Se banche e governi sono entrambi responsabili come crede usciremo da questa crisi? Rendendoci conto che la finanza ci ha derubato, anche perché eravamo “distratti” dalla guerra ad Al Quaeda. Poi è importante capire come bisogna combattere. La deregulation ha dato la possibilità a questa finanza di approfittare della politica dei tassi di interesse sempre più bassi. Il concetto da fissare è che non è stato Bush a creare la bolla. Ma è statala sua politica a creare le condizioni affinché questa finanza assolutamente sregolata costruisse a dismisura la bolla fino a farla scoppiare. La soluzione è quindi trovare un nuovo sistema di regole condivise a livello mondiale. Peraltro quando i governi si sono visti al G20 di Londra non hanno combinato assolutamente nulla.

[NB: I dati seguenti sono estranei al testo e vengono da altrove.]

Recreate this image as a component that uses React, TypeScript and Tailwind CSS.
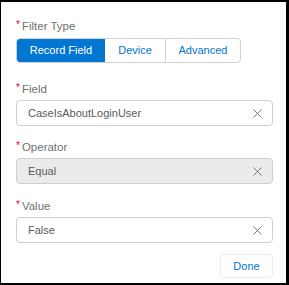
import { X } from "lucide-react";

const font = { fontFamily: "'Liberation Sans', Arial, sans-serif" };

function Label({ text }: { text: string }) {
  return (
    <div className="flex items-center h-4 text-[11.5px] leading-4 text-[#707070]">
      <span className="text-[#d9001b] text-[10px] mr-[2px] -mt-[3px]">*</span>
      {text}
    </div>
  );
}

function Input({ value, disabled }: { value: string; disabled?: boolean }) {
  return (
    <div
      className={
        "mt-[3px] h-[26px] rounded-[4px] border border-[#cfcfcf] flex items-center pl-[11px] pr-[7px] " +
        (disabled ? "bg-[#ecebea]" : "bg-white")
      }
    >
      <span className="flex-1 text-[11px] text-[#5a5a5a]">{value}</span>
      <X className="w-[15px] h-[15px] text-[#747474]" strokeWidth={1.6} />
    </div>
  );
}

export default function App() {
  return (
    <div
      className="w-[289px] h-[285px] bg-black border-l border-t-2 border-r-[3px] border-b-2 border-black"
      style={font}
    >
      <div className="w-full h-full bg-white pl-[15px] pr-[13px] pt-[16px]">
        <Label text="Filter Type" />
        <div className="mt-[4px] flex h-[25px] w-[225px] rounded-[4px] border border-[#d2d2d2] overflow-hidden text-[11px]">
          <div className="w-[88px] bg-[#0176d3] text-white flex items-center justify-center">
            Record Field
          </div>
          <div className="w-[61px] text-[#0176d3] flex items-center justify-center border-r border-[#d2d2d2]">
            Device
          </div>
          <div className="flex-1 text-[#0176d3] flex items-center justify-center">
            Advanced
          </div>
        </div>

        <div className="mt-[18px]">
          <Label text="Field" />
          <Input value="CaseIsAboutLoginUser" />
        </div>

        <div className="mt-[13px]">
          <Label text="Operator" />
          <Input value="Equal" disabled />
        </div>

        <div className="mt-[14px]">
          <Label text="Value" />
          <Input value="False" />
        </div>

        <div className="mt-[11px] flex justify-end">
          <div className="w-[53px] h-[24px] rounded-[4px] border border-[#ebebeb] flex items-center justify-center text-[11px] text-[#0176d3]">
            Done
          </div>
        </div>
      </div>
    </div>
  );
}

E questi stessi governi ora stanno assumendo rischi e perdite delle banche. No. Noi con i soldi nostri assumiamo le perdite delle banche, non i governi.

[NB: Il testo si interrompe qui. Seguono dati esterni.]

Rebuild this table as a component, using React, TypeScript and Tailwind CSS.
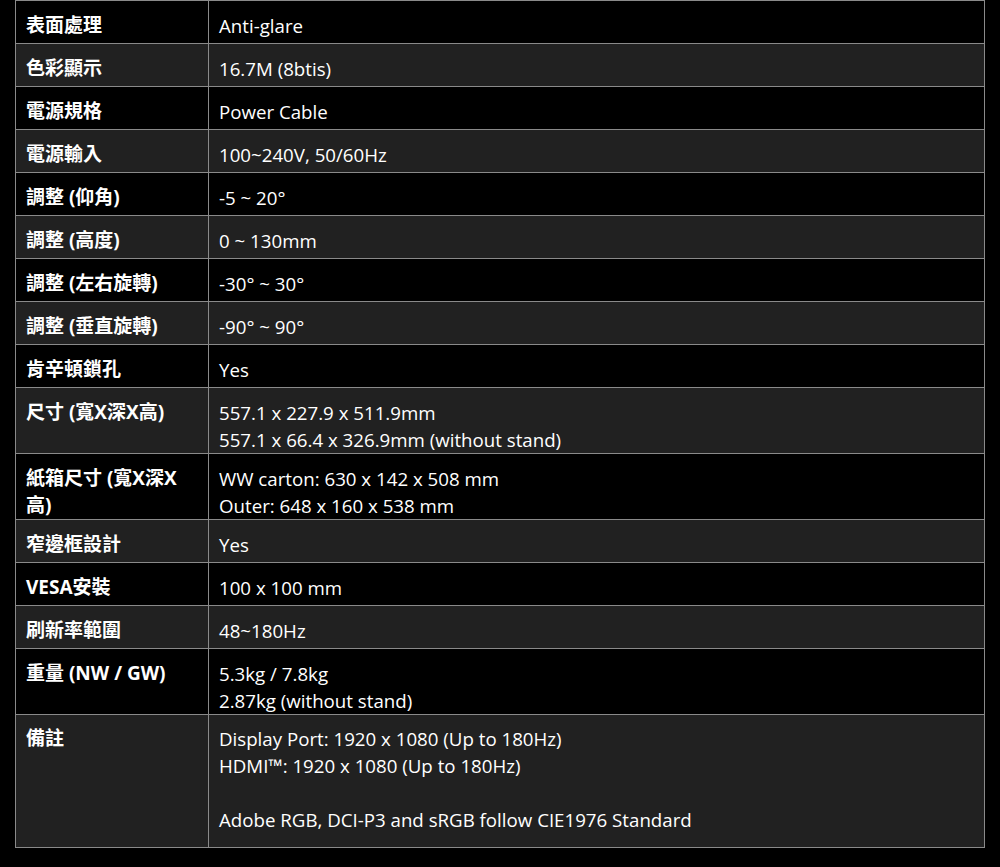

Esiste un’alternativa? Sì, ed è che questi istituti dovrebbero fallire. Mantenere in piedi certi carrozzoni non funzionerà. Adesso tutti credono che ci sia una ripresa economica, ma non è assolutamente vero. Le recessioni non sono dei fenomeni in cui si scende e basta. Il mercato scende, poi si stabilizza, poi cala di nuovo. La soluzione è riportare il sistema bancario a quello che era originariamente: non un gioco d’azzardo ma raccolta del risparmio e distribuzione del credito sulla base dei principi economici. Fondamentalmente il mestiere del banchiere è un mestiere noioso. Ebbene, deve tornare a essere noioso perché è importante per la società. Ma è evidente che i governi nemmeno riescono a concepire un’alternativa.
Possiamo sperare nel prossimo G8 di luglio? Secondo me alla Maddalena accadrà ancora meno di quanto successo a Londra. Sono molto pessimista, come sempre.